Additionally, there are supplementary packages that replicate the behaviour of some near-essential Vim plugins (e.g. commentary, surround) with Evil Mode.
VSCode NeoVim
This wonderfully literally-named VSCode plugin interfaces VSCode with a NeoVim server, allowing you to get near-perfect Vim editing inside the more feature-rich Visual Studio environment. It even supports Vim plugins! The downside of it is that it involves getting the two programs to talk to each-other, which can be a bit finicky, since you have to specify the path of your NeoVim executable in the configuration; regardless, it is still going to be much better than VsVim once you’ve gotten it working.
NeoVim
NeoVim is a fork of Vim that makes a small number of improvements and additions that can make it a lot nicer to use for some people (including myself). Since it is 90% Vim, this is the closest you can get to using Vim without it technically being the same thing.
Oni Vim 2
Oni Vim is a text editor with Vim at its core that aims to provide a VSCode-like experience in an editor with fundamentally is Vim. It also (at least in theory) supports VSCode extensions.
Tiling Window Managers
There’s definitely a large overlap between Vim users and tiling window manager users, which comes as little surprise considering one could argue that tilers are to desktop environments what Vim is to IDEs.

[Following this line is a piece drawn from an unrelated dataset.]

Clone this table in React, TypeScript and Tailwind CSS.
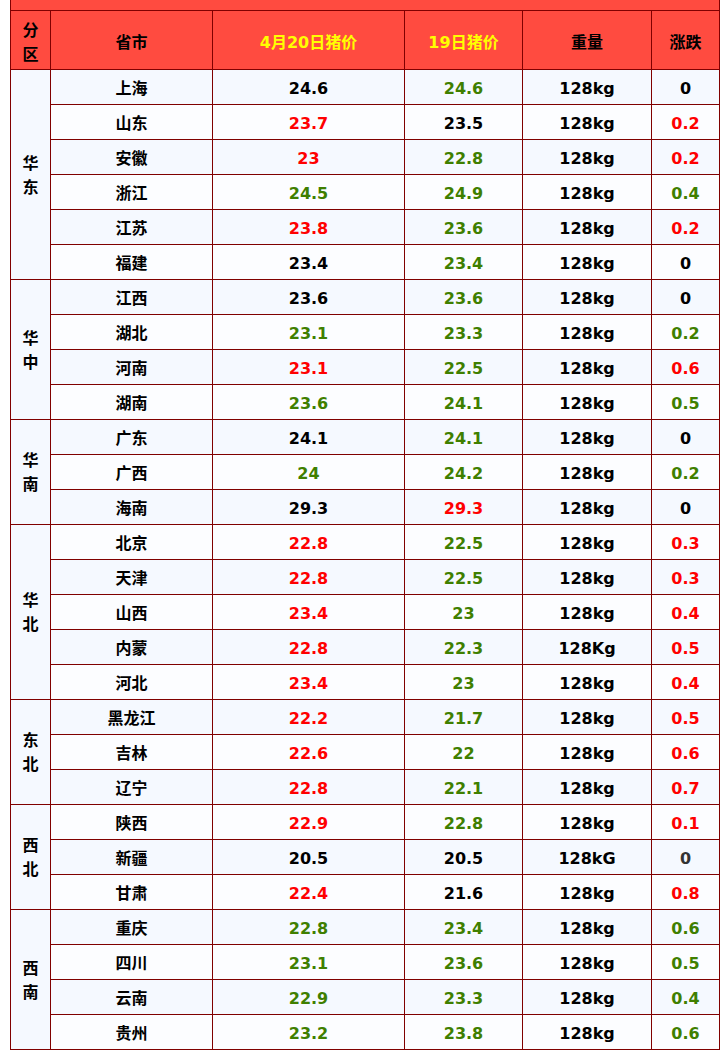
type Tone = 'k' | 'r' | 'g' | 'd'

interface Row {
  city: string
  today: string
  todayTone: Tone
  prev: string
  prevTone: Tone
  weight: string
  diff: string
  diffTone: Tone
}

interface Region {
  name: string
  rows: Row[]
}

const r = (
  city: string,
  today: string,
  todayTone: Tone,
  prev: string,
  prevTone: Tone,
  diff: string,
  diffTone: Tone,
  weight = '128kg'
): Row => ({ city, today, todayTone, prev, prevTone, weight, diff, diffTone })

const regions: Region[] = [
  {
    name: '华东',
    rows: [
      r('上海', '24.6', 'k', '24.6', 'g', '0', 'k'),
      r('山东', '23.7', 'r', '23.5', 'k', '0.2', 'r'),
      r('安徽', '23', 'r', '22.8', 'g', '0.2', 'r'),
      r('浙江', '24.5', 'g', '24.9', 'g', '0.4', 'g'),
      r('江苏', '23.8', 'r', '23.6', 'g', '0.2', 'r'),
      r('福建', '23.4', 'k', '23.4', 'g', '0', 'k'),
    ],
  },
  {
    name: '华中',
    rows: [
      r('江西', '23.6', 'k', '23.6', 'g', '0', 'k'),
      r('湖北', '23.1', 'g', '23.3', 'g', '0.2', 'g'),
      r('河南', '23.1', 'r', '22.5', 'g', '0.6', 'r'),
      r('湖南', '23.6', 'g', '24.1', 'g', '0.5', 'g'),
    ],
  },
  {
    name: '华南',
    rows: [
      r('广东', '24.1', 'k', '24.1', 'g', '0', 'k'),
      r('广西', '24', 'g', '24.2', 'g', '0.2', 'g'),
      r('海南', '29.3', 'k', '29.3', 'r', '0', 'k'),
    ],
  },
  {
    name: '华北',
    rows: [
      r('北京', '22.8', 'r', '22.5', 'g', '0.3', 'r'),
      r('天津', '22.8', 'r', '22.5', 'g', '0.3', 'r'),
      r('山西', '23.4', 'r', '23', 'g', '0.4', 'r'),
      r('内蒙', '22.8', 'r', '22.3', 'g', '0.5', 'r', '128Kg'),
      r('河北', '23.4', 'r', '23', 'g', '0.4', 'r'),
    ],
  },
  {
    name: '东北',
    rows: [
      r('黑龙江', '22.2', 'r', '21.7', 'g', '0.5', 'r'),
      r('吉林', '22.6', 'r', '22', 'g', '0.6', 'r'),
      r('辽宁', '22.8', 'r', '22.1', 'g', '0.7', 'r'),
    ],
  },
  {
    name: '西北',
    rows: [
      r('陕西', '22.9', 'r', '22.8', 'g', '0.1', 'r'),
      r('新疆', '20.5', 'k', '20.5', 'k', '0', 'd', '128kG'),
      r('甘肃', '22.4', 'r', '21.6', 'k', '0.8', 'r'),
    ],
  },
  {
    name: '西南',
    rows: [
      r('重庆', '22.8', 'g', '23.4', 'g', '0.6', 'g'),
      r('四川', '23.1', 'g', '23.6', 'g', '0.5', 'g'),
      r('云南', '22.9', 'g', '23.3', 'g', '0.4', 'g'),
      r('贵州', '23.2', 'g', '23.8', 'g', '0.6', 'g'),
    ],
  },
]

const toneClass: Record<Tone, string> = {
  k: 'text-black',
  r: 'text-[#ff0000]',
  g: 'text-[#3f7f00]',
  d: 'text-[#333333]',
}

const spanClass: Record<number, string> = {
  3: 'row-span-3',
  4: 'row-span-4',
  5: 'row-span-5',
  6: 'row-span-6',
}

export default function App() {
  let index = 0

  return (
    <div className="min-h-screen bg-white font-['DejaVu_Sans','Noto_Sans_CJK_SC',sans-serif] text-[16px] font-bold">
      <div className="ml-[10px] grid w-[710px] grid-cols-[39px_161px_191px_117px_128px_67px] gap-px bg-[#800000] px-px pb-px">
        {/* title row, cut off at the top of the shot */}
        <div className="col-span-6 flex h-[10px] justify-center overflow-hidden bg-[#ff4b40]">
          <span className="-mt-[19px] leading-6 text-black">生猪价格（元/公斤）</span>
        </div>

        {/* header */}
        <div className="flex h-[58px] flex-col items-center justify-center bg-[#ff4b40] pt-[6px] leading-6 text-black">
          <span>分</span>
          <span>区</span>
        </div>
        <div className="flex items-center justify-center bg-[#ff4b40] pt-[6px] text-black">省市</div>
        <div className="flex items-center justify-center bg-[#ff4b40] pt-[6px] text-[#ffff00]">4月20日猪价</div>
        <div className="flex items-center justify-center bg-[#ff4b40] pt-[6px] text-[#ffff00]">19日猪价</div>
        <div className="flex items-center justify-center bg-[#ff4b40] pt-[6px] text-black">重量</div>
        <div className="flex items-center justify-center bg-[#ff4b40] pt-[6px] text-black">涨跌</div>

        {regions.map((region) => (
          <RegionBlock key={region.name} region={region} start={(index += region.rows.length) - region.rows.length} />
        ))}
      </div>
    </div>
  )
}

function RegionBlock({ region, start }: { region: Region; start: number }) {
  return (
    <>
      <div
        className={`${spanClass[region.rows.length]} flex flex-col items-center justify-center bg-[#f5f9ff] pt-[2px] leading-6 text-black`}
      >
        {region.name.split('').map((ch) => (
          <span key={ch}>{ch}</span>
        ))}
      </div>
      {region.rows.map((row, i) => {
        const bg = (start + i) % 2 === 0 ? 'bg-[#f5f9ff]' : 'bg-[#fcfdff]'
        return (
          <div key={row.city} className="contents">
            <div className={`flex h-[34px] items-center justify-center pt-[3px] ${bg} text-black`}>{row.city}</div>
            <div className={`flex items-center justify-center pt-[3px] ${bg} ${toneClass[row.todayTone]}`}>{row.today}</div>
            <div className={`flex items-center justify-center pt-[3px] ${bg} ${toneClass[row.prevTone]}`}>{row.prev}</div>
            <div className={`flex items-center justify-center pt-[3px] ${bg} text-black`}>{row.weight}</div>
            <div className={`flex items-center justify-center pt-[3px] ${bg} ${toneClass[row.diffTone]}`}>{row.diff}</div>
          </div>
        )
      })}
    </>
  )
}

Since the tasks of a window manager and a text editor differ so greatly, the only key bindings that are likely to be the same are HJKL for navigation. However, these, like programmable web browsers, emulate the philosophy of Vim more than the literal behaviour. They have plain-text configuration files, allow the user to massively customise their behaviour and appearance, and are generally a lot more minimal than the alternatives.